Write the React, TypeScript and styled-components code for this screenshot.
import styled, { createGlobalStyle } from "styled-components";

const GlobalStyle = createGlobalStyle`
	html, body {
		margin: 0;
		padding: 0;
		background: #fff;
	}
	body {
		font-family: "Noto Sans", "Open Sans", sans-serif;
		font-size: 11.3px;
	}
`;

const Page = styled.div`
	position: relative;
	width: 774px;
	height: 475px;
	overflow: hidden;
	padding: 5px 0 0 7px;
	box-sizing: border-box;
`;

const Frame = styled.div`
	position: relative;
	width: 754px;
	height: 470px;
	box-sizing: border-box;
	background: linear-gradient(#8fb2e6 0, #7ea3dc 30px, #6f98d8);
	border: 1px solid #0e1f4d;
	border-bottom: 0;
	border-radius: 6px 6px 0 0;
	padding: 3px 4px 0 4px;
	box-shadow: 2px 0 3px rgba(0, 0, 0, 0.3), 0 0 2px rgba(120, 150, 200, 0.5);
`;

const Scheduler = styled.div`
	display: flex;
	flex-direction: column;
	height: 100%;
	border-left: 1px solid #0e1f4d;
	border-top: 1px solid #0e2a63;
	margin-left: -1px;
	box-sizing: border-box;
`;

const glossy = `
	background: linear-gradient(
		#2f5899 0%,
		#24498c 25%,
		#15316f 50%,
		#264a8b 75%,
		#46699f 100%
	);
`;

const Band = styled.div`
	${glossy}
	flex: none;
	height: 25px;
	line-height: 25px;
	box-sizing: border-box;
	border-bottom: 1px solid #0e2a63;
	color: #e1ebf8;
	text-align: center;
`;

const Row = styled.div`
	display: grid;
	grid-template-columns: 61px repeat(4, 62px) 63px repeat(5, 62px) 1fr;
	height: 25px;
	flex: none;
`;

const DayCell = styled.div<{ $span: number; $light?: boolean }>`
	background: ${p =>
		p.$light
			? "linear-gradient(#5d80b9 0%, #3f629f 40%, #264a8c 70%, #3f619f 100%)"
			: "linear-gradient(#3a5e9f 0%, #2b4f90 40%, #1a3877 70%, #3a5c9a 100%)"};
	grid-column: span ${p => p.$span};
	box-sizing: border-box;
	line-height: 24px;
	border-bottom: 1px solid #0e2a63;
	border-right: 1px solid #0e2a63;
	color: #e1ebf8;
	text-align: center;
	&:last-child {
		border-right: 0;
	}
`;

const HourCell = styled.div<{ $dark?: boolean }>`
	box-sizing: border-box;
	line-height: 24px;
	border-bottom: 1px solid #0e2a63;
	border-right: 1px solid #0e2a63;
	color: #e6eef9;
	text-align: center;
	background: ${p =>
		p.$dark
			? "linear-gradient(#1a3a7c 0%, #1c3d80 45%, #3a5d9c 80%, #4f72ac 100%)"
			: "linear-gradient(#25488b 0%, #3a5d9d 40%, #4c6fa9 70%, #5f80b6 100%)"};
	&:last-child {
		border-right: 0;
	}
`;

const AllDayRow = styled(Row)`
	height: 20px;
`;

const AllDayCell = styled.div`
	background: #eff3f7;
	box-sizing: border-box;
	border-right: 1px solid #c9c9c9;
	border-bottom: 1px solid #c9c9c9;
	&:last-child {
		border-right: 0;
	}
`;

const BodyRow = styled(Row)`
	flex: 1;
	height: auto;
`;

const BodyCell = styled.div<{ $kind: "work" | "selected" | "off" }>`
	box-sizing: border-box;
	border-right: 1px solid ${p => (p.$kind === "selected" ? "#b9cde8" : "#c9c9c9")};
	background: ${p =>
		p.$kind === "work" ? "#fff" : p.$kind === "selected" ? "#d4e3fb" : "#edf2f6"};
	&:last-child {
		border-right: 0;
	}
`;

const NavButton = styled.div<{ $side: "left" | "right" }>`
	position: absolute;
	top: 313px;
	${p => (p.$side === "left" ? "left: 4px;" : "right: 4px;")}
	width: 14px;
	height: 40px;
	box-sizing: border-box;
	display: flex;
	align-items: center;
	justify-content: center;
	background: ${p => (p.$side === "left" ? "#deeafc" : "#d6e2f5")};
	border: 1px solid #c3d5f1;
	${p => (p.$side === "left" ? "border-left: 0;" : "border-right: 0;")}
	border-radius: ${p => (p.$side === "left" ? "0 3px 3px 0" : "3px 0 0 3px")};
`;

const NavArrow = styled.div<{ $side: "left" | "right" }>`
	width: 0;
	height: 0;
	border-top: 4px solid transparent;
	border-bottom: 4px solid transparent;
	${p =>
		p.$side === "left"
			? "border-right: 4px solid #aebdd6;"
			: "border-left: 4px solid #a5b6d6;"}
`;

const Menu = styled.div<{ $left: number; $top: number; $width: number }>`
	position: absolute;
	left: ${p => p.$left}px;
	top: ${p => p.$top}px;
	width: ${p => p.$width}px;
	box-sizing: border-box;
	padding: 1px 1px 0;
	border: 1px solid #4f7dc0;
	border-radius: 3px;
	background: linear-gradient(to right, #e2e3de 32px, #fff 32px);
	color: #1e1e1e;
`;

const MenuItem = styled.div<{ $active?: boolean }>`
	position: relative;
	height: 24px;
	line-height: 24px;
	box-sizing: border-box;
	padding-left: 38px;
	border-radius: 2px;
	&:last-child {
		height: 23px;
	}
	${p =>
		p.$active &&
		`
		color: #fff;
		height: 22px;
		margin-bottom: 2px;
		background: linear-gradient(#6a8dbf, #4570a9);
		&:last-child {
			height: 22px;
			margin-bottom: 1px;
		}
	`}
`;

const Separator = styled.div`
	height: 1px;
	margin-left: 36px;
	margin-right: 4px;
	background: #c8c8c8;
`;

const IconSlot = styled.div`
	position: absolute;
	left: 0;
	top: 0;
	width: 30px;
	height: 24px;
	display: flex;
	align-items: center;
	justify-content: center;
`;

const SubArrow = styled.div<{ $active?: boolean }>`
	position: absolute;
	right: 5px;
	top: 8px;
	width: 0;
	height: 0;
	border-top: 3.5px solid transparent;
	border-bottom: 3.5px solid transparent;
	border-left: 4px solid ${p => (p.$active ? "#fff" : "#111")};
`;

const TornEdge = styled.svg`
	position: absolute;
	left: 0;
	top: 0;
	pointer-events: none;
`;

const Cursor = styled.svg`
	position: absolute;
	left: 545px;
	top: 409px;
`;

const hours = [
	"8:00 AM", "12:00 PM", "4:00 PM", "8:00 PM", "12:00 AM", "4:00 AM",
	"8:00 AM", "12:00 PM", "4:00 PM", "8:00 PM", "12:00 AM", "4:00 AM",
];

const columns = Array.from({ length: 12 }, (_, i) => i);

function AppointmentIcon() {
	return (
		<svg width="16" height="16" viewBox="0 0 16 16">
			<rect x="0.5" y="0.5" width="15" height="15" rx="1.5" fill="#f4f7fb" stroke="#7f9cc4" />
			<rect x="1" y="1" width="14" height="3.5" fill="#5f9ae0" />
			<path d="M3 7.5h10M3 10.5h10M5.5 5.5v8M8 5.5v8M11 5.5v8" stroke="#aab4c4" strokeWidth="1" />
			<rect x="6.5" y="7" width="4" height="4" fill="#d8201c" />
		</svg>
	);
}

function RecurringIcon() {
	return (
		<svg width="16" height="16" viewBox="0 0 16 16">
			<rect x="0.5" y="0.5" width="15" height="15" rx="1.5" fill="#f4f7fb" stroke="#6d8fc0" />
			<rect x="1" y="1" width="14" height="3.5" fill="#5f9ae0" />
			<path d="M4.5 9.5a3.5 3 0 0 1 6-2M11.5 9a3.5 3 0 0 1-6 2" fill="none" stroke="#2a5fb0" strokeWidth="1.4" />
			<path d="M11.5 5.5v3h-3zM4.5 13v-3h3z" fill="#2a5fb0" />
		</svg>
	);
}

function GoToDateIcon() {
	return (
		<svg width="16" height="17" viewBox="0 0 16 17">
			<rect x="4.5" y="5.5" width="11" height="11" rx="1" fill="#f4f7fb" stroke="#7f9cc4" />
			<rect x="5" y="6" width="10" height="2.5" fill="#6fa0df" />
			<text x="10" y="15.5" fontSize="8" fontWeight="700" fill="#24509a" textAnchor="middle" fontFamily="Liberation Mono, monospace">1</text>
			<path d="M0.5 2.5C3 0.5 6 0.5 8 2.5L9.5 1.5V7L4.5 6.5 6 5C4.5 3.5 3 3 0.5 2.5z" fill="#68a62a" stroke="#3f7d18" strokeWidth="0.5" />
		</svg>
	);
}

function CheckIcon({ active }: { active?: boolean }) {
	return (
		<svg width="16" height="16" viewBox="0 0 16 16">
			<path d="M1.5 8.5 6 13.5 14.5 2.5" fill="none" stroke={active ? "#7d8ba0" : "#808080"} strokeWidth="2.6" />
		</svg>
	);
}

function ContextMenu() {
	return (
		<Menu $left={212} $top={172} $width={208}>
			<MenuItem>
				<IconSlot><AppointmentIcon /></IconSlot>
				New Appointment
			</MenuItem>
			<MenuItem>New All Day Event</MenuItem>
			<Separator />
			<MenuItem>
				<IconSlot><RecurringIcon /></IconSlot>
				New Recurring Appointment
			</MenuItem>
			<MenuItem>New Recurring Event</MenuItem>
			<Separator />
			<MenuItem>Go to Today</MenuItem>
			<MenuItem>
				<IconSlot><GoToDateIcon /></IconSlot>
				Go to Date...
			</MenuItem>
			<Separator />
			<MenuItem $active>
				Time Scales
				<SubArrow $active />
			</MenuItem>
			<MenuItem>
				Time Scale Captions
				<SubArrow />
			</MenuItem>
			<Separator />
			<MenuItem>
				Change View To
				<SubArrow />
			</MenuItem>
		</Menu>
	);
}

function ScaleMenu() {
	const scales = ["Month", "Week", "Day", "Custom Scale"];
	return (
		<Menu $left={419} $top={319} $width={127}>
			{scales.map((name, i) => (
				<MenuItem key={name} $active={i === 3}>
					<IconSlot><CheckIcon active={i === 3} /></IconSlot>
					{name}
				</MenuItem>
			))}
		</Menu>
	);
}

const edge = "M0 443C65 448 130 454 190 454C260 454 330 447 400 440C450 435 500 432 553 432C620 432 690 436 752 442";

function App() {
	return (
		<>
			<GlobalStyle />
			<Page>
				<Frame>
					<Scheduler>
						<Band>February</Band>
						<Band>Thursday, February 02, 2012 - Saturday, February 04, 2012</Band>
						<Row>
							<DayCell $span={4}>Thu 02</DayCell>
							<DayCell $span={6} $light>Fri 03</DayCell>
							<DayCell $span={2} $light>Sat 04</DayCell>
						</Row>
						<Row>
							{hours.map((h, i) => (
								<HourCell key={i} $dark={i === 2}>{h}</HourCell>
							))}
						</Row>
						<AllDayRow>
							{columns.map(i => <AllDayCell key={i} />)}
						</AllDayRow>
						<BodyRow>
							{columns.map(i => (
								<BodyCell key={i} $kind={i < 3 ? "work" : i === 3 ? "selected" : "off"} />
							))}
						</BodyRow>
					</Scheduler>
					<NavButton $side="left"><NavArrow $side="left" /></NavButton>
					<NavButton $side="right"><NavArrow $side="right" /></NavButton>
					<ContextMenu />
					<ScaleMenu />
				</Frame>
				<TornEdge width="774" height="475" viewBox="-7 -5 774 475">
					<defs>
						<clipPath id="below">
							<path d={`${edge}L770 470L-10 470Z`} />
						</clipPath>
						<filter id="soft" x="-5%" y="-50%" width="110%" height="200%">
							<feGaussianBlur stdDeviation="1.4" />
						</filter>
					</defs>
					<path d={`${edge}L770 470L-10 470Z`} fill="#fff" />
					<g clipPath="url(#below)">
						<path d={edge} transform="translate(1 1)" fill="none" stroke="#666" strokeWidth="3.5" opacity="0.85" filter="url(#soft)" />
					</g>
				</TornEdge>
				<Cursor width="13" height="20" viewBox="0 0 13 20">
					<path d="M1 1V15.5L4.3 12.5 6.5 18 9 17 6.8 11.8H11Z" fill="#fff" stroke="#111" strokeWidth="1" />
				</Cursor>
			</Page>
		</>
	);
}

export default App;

+ + +

**PROBLEM REQUIREMENTS**: Only a number is needed: how many lines of the material above contain "components"?

**SOLVED EXERCISE**: 2